Note each line of the listing that contains the string "components", and copy it.

***

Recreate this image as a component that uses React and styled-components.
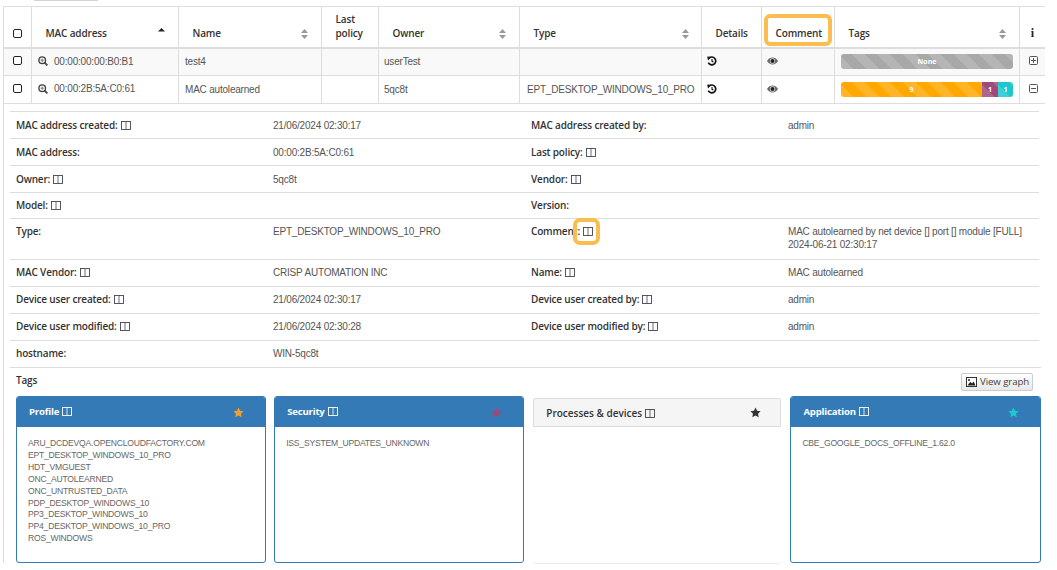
import React from "react";
import styled, { createGlobalStyle } from "styled-components";

const Global = createGlobalStyle`
  html, body { margin: 0; padding: 0; background: #fff; }
  body { font-family: "Liberation Sans", Arial, sans-serif; font-size: 10px; color: #555; overflow: hidden; height: 570px; }
`;

const Page = styled.div`
  width: 1042px;
  height: 570px;
  margin-left: 3px;
  overflow: hidden;
`;

const TopStub = styled.div`
  width: 64px;
  height: 1px;
  margin: 0 0 5px 31px;
  background: #d4d4d4;
`;

const Table = styled.table`
  width: 1042px;
  table-layout: fixed;
  border-collapse: collapse;
  border-left: 1px solid #ddd;
  border-right: 2px solid #ddd;
`;

const Head = styled.th`
  position: relative;
  height: 41px;
  padding: 0 0 7px 13.5px;
  box-sizing: border-box;
  border: 1px solid #ddd;
  border-bottom: 2px solid #ddd;
  vertical-align: bottom;
  text-align: left;
  font: 600 10px/14px "Open Sans", sans-serif;
  letter-spacing: -0.15px;
  color: #333;
  ${(p) => p.$tight && "padding-left: 9px;"}
  ${(p) => p.$center && "padding-left: 0; text-align: center;"}
`;

const Cell = styled.td`
  height: 28px;
  padding: 0 ${(p) => p.$pad ?? 6}px;
  box-sizing: border-box;
  border: 1px solid #ddd;
  background: ${(p) => (p.$alt ? "#f9f9f9" : "#fff")};
  white-space: nowrap;
  overflow: hidden;
  color: #555;
  font-size: 10px;
  letter-spacing: -0.2px;
  vertical-align: middle;
`;

const DetailHolder = styled.td`
  padding: 7px 5px 0 6px;
  border: 0;
  vertical-align: top;
`;

const Check = styled.span`
  display: block;
  width: 7px;
  height: 7px;
  margin-bottom: ${(p) => (p.$head ? "2px" : "3px")};
  border: 1.5px solid #222;
  border-radius: 2px;
  background: #fff;
`;

const SortIcon = styled.svg`
  position: absolute;
  right: ${(p) => p.$right}px;
  top: ${(p) => p.$top ?? 22}px;
  width: 7px;
  height: 10px;
`;

const MacCell = styled.span`
  display: inline-flex;
  align-items: center;
  gap: 6px;
`;

const Highlight = styled.span`
  position: absolute;
  box-sizing: border-box;
  border: 4px solid #fbbd4f;
  pointer-events: none;
`;

const HeadHighlight = styled(Highlight)`
  left: 2px;
  right: 2px;
  top: 7px;
  bottom: 1px;
  border-radius: 6px;
`;

const FieldHighlight = styled(Highlight)`
  left: 48px;
  top: -1px;
  width: 27px;
  height: 27px;
  border-radius: 7px;
`;

const Bar = styled.div`
  display: flex;
  height: 15px;
  border-radius: 3px;
  overflow: hidden;
`;

const Segment = styled.div`
  flex: ${(p) => p.$size} 0 0;
  display: flex;
  align-items: center;
  justify-content: center;
  font: 700 7px/1 "Open Sans", sans-serif;
  letter-spacing: 0;
  color: #fff;
  background-color: ${(p) => p.$color};
  background-image: repeating-linear-gradient(
    45deg,
    rgba(255, 255, 255, 0.15) 0 9px,
    transparent 9px 18px
  );
`;

const Details = styled.div`
  width: 1029px;
`;

const DetailRow = styled.div`
  display: grid;
  grid-template-columns: 257px 258px 257px 257px;
  border-top: 1px solid #ddd;
  min-height: ${(p) => p.$h}px;
`;

const DetailCell = styled.div`
  position: relative;
  padding: ${(p) => p.$top}px 6px 0;
  font-size: 10px;
  letter-spacing: -0.2px;
  line-height: 13px;
  color: #555;
`;

const Label = styled(DetailCell)`
  font: 600 10px/13px "Open Sans", sans-serif;
  letter-spacing: -0.17px;
  color: #333;
`;

const TagsBlock = styled.div`
  border-top: 1px solid #ddd;
  padding: 6px 0 0 6px;
  width: 1024.5px;
`;

const TagsTop = styled.div`
  display: flex;
  justify-content: space-between;
  align-items: flex-start;
  font: 600 10px/13px "Open Sans", sans-serif;
  letter-spacing: -0.17px;
  color: #333;
  padding-right: 7.5px;
  height: 22px;
`;

const GraphButton = styled.button`
  display: flex;
  align-items: center;
  gap: 3px;
  height: 18px;
  width: 72px;
  margin-top: -1px;
  padding: 0 3px 0 4px;
  white-space: nowrap;
  border: 1px solid #ccc;
  border-radius: 2px;
  background: linear-gradient(#fff, #e8e8e8);
  font: 400 9.7px/1 "Open Sans", sans-serif;
  letter-spacing: -0.1px;
  color: #444;
`;

const Cards = styled.div`
  display: grid;
  grid-template-columns: repeat(4, 1fr);
  gap: 8px;
`;

const Card = styled.div`
  box-sizing: border-box;
  height: ${(p) => (p.$muted ? "165px" : "167px")};
  margin: ${(p) => (p.$muted ? "2px 1px 0 1px" : "0")};
  border: ${(p) => (p.$muted ? "0" : "1px solid #337ab7")};
  border-radius: 3px;
  background: #fff;
  box-shadow: ${(p) => (p.$muted ? "0 1px 1px rgba(0,0,0,.08)" : "none")};
`;

const CardHead = styled.div`
  display: flex;
  align-items: center;
  justify-content: space-between;
  box-sizing: border-box;
  height: ${(p) => (p.$muted ? "29px" : "30px")};
  padding: 0 ${(p) => (p.$muted ? "19px" : "21px")} 0 12px;
  background: ${(p) => (p.$muted ? "#f5f5f5" : "#337ab7")};
  border: ${(p) => (p.$muted ? "1px solid #ddd" : "0")};
  border-radius: 2px 2px 0 0;
  font: ${(p) => (p.$muted ? "600 10px/1" : "700 9.6px/1")} "Open Sans", sans-serif;
  letter-spacing: ${(p) => (p.$muted ? "0" : "-0.2px")};
  color: ${(p) => (p.$muted ? "#333" : "#fff")};
`;

const TagList = styled.div`
  padding: 11px 11px 0;
  font-size: 8.6px;
  letter-spacing: -0.22px;
  line-height: 11.9px;
  color: #666;
`;

const Inline = styled.svg`
  display: inline-block;
  vertical-align: -1px;
  margin-left: 3px;
`;

const InfoMark = styled.span`
  display: block;
  font: 700 12px/14px "Liberation Serif", serif;
  color: #222;
`;

const PictureIcon = styled.svg`
  flex: none;
`;

const ColumnsIcon = ({ color = "#445" }) => (
  <Inline width="10" height="9" viewBox="0 0 10 9" fill="none" stroke={color} strokeWidth="0.9">
    <rect x="0.5" y="0.5" width="9" height="8" />
    <path d="M5 0.5V8.5" strokeWidth="0.8" />
  </Inline>
);

const Sort = ({ right = 13 }) => (
  <SortIcon $right={right} viewBox="0 0 7 10">
    <path d="M3.5 0L7 4H0Z M0 6H7L3.5 10Z" fill="#999" />
  </SortIcon>
);

const SortUp = () => (
  <SortIcon $right={13} $top={21} viewBox="0 0 7 10">
    <path d="M3.5 0L7 3.5H0Z" fill="#222" />
  </SortIcon>
);

const Zoom = () => (
  <svg width="10" height="10" viewBox="0 0 10 10">
    <circle cx="4.2" cy="4.2" r="3.3" fill="none" stroke="#444" strokeWidth="1.4" />
    <path d="M6.6 6.6L9.4 9.4" stroke="#444" strokeWidth="1.8" />
    <path d="M4.2 2.6V5.8M2.6 4.2H5.8" stroke="#666" strokeWidth="0.9" />
  </svg>
);

const History = () => (
  <svg width="10" height="10" viewBox="0 0 10 10" fill="none" stroke="#111">
    <path d="M2 2.2A3.9 3.9 0 1 1 1.3 6.6" strokeWidth="1.7" />
    <path d="M0.2 0.4L4.2 0.9L1 4.4Z" fill="#111" stroke="none" />
    <path d="M5 3V5.3L6.4 6" strokeWidth="1.1" />
  </svg>
);

const Eye = () => (
  <svg width="11" height="8" viewBox="0 0 11 8">
    <path d="M0 4C2.8 -0.6 8.2 -0.6 11 4C8.2 8.6 2.8 8.6 0 4Z" fill="#666" />
    <circle cx="5.5" cy="4" r="2.7" fill="#ddd" />
    <circle cx="5.5" cy="4" r="2" fill="#222" />
  </svg>
);

const BoxIcon = ({ plus }) => (
  <svg width="9" height="9" viewBox="0 0 9 9" fill="none" stroke="#555">
    <rect x="0.5" y="0.5" width="8" height="8" rx="1" />
    <path d={plus ? "M2 4.5H7M4.5 2V7" : "M2 4.5H7"} />
  </svg>
);

const Star = ({ color }) => (
  <svg width="11" height="11" viewBox="0 0 24 24">
    <path
      fill={color}
      d="M12 1l3.4 7.2 7.8 1-5.7 5.4 1.5 7.8L12 18.6l-7 3.8 1.5-7.8L.8 9.2l7.8-1z"
    />
  </svg>
);

const Picture = () => (
  <PictureIcon width="11" height="10" viewBox="0 0 11 10">
    <rect x="0.5" y="0.5" width="10" height="9" fill="#fff" stroke="#333" />
    <path d="M1.5 8.5L4.3 4.8L6 6.5L7.7 4.5L9.5 8.5Z" fill="#222" />
    <circle cx="3" cy="3" r="1" fill="#222" />
  </PictureIcon>
);

const rows = [
  [
    { k: "MAC address created:", icon: true, v: "21/06/2024 02:30:17" },
    { k: "MAC address created by:", v: "admin" },
    26, 7,
  ],
  [
    { k: "MAC address:", v: "00:00:2B:5A:C0:61" },
    { k: "Last policy:", icon: true, v: "" },
    26, 7,
  ],
  [
    { k: "Owner:", icon: true, v: "5qc8t" },
    { k: "Vendor:", icon: true, v: "" },
    26, 7,
  ],
  [
    { k: "Model:", icon: true, v: "" },
    { k: "Version:", v: "" },
    25, 6,
  ],
  [
    { k: "Type:", v: "EPT_DESKTOP_WINDOWS_10_PRO" },
    {
      k: "Comment:",
      icon: true,
      mark: true,
      v: (
        <>
          MAC autolearned by net device [] port [] module [FULL]
          <br />
          2024-06-21 02:30:17
        </>
      ),
    },
    40, 6,
  ],
  [
    { k: "MAC Vendor:", icon: true, v: "CRISP AUTOMATION INC" },
    { k: "Name:", icon: true, v: "MAC autolearned" },
    26, 6,
  ],
  [
    { k: "Device user created:", icon: true, v: "21/06/2024 02:30:17" },
    { k: "Device user created by:", icon: true, v: "admin" },
    26, 6,
  ],
  [
    { k: "Device user modified:", icon: true, v: "21/06/2024 02:30:28" },
    { k: "Device user modified by:", icon: true, v: "admin" },
    26, 6,
  ],
  [{ k: "hostname:", v: "WIN-5qc8t" }, { k: "", v: "" }, 26, 6],
];

const cards = [
  {
    title: "Profile",
    star: "#f0a030",
    tags: [
      "ARU_DCDEVQA.OPENCLOUDFACTORY.COM",
      "EPT_DESKTOP_WINDOWS_10_PRO",
      "HDT_VMGUEST",
      "ONC_AUTOLEARNED",
      "ONC_UNTRUSTED_DATA",
      "PDP_DESKTOP_WINDOWS_10",
      "PP3_DESKTOP_WINDOWS_10",
      "PP4_DESKTOP_WINDOWS_10_PRO",
      "ROS_WINDOWS",
    ],
  },
  { title: "Security", star: "#a04a7a", tags: ["ISS_SYSTEM_UPDATES_UNKNOWN"] },
  { title: "Processes & devices", star: "#333", muted: true, tags: [] },
  { title: "Application", star: "#1cc8d0", tags: ["CBE_GOOGLE_DOCS_OFFLINE_1.62.0"] },
];

const Field = ({ k, icon, mark, top }) => (
  <Label $top={top}>
    {k}
    {icon && <ColumnsIcon />}
    {mark && <FieldHighlight />}
  </Label>
);

export default function App() {
  return (
    <Page>
      <Global />
      <TopStub />
      <Table>
        <colgroup>
          {[28, 147, 143, 57, 141, 182, 60, 73, 185, 26].map((w, i) => (
            <col key={i} width={w} />
          ))}
        </colgroup>
        <thead>
          <tr>
            <Head $tight><Check $head /></Head>
            <Head>MAC address<SortUp /></Head>
            <Head>Name<Sort /></Head>
            <Head>Last<br />policy</Head>
            <Head>Owner<Sort /></Head>
            <Head>Type<Sort right={12} /></Head>
            <Head>Details</Head>
            <Head>Comment<HeadHighlight /></Head>
            <Head>Tags<Sort /></Head>
            <Head $center><InfoMark>i</InfoMark></Head>
          </tr>
        </thead>
        <tbody>
          <tr>
            <Cell $alt $pad={9}><Check /></Cell>
            <Cell $alt><MacCell><Zoom />00:00:00:00:B0:B1</MacCell></Cell>
            <Cell $alt>test4</Cell>
            <Cell $alt />
            <Cell $alt $pad={5}>userTest</Cell>
            <Cell $alt />
            <Cell $alt $pad={5}><History /></Cell>
            <Cell $alt $pad={5}><Eye /></Cell>
            <Cell $alt>
              <Bar><Segment $size={1} $color="#a8a8a8">None</Segment></Bar>
            </Cell>
            <Cell $alt $pad={9}><BoxIcon plus /></Cell>
          </tr>
          <tr>
            <Cell $pad={9}><Check /></Cell>
            <Cell><MacCell><Zoom />00:00:2B:5A:C0:61</MacCell></Cell>
            <Cell>MAC autolearned</Cell>
            <Cell />
            <Cell $pad={5}>5qc8t</Cell>
            <Cell $pad={7}>EPT_DESKTOP_WINDOWS_10_PRO</Cell>
            <Cell $pad={5}><History /></Cell>
            <Cell $pad={5}><Eye /></Cell>
            <Cell>
              <Bar>
                <Segment $size={141} $color="#ffa800">9</Segment>
                <Segment $size={16} $color="#a04a7a">1</Segment>
                <Segment $size={15} $color="#1cc8d0">1</Segment>
              </Bar>
            </Cell>
            <Cell $pad={9}><BoxIcon /></Cell>
          </tr>
          <tr>
            <DetailHolder colSpan={10}>
              <Details>
                {rows.map(([a, b, h, top], i) => (
                  <DetailRow key={i} $h={h}>
                    <Field {...a} top={top} />
                    <DetailCell $top={top}>{a.v}</DetailCell>
                    <Field {...b} top={top} />
                    <DetailCell $top={top}>{b.v}</DetailCell>
                  </DetailRow>
                ))}
                <TagsBlock>
                  <TagsTop>
                    Tags
                    <GraphButton><Picture />View graph</GraphButton>
                  </TagsTop>
                  <Cards>
                    {cards.map((c) => (
                      <Card key={c.title} $muted={c.muted}>
                        <CardHead $muted={c.muted}>
                          <span>{c.title}<ColumnsIcon color={c.muted ? "#444" : "#fff"} /></span>
                          <Star color={c.star} />
                        </CardHead>
                        <TagList>
                          {c.tags.map((t) => <div key={t}>{t}</div>)}
                        </TagList>
                      </Card>
                    ))}
                  </Cards>
                </TagsBlock>
              </Details>
            </DetailHolder>
          </tr>
        </tbody>
      </Table>
    </Page>
  );
}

***

▶ **FINAL RESULT**
Recreate this image as a component that uses React and styled-components.
import styled, { createGlobalStyle } from "styled-components";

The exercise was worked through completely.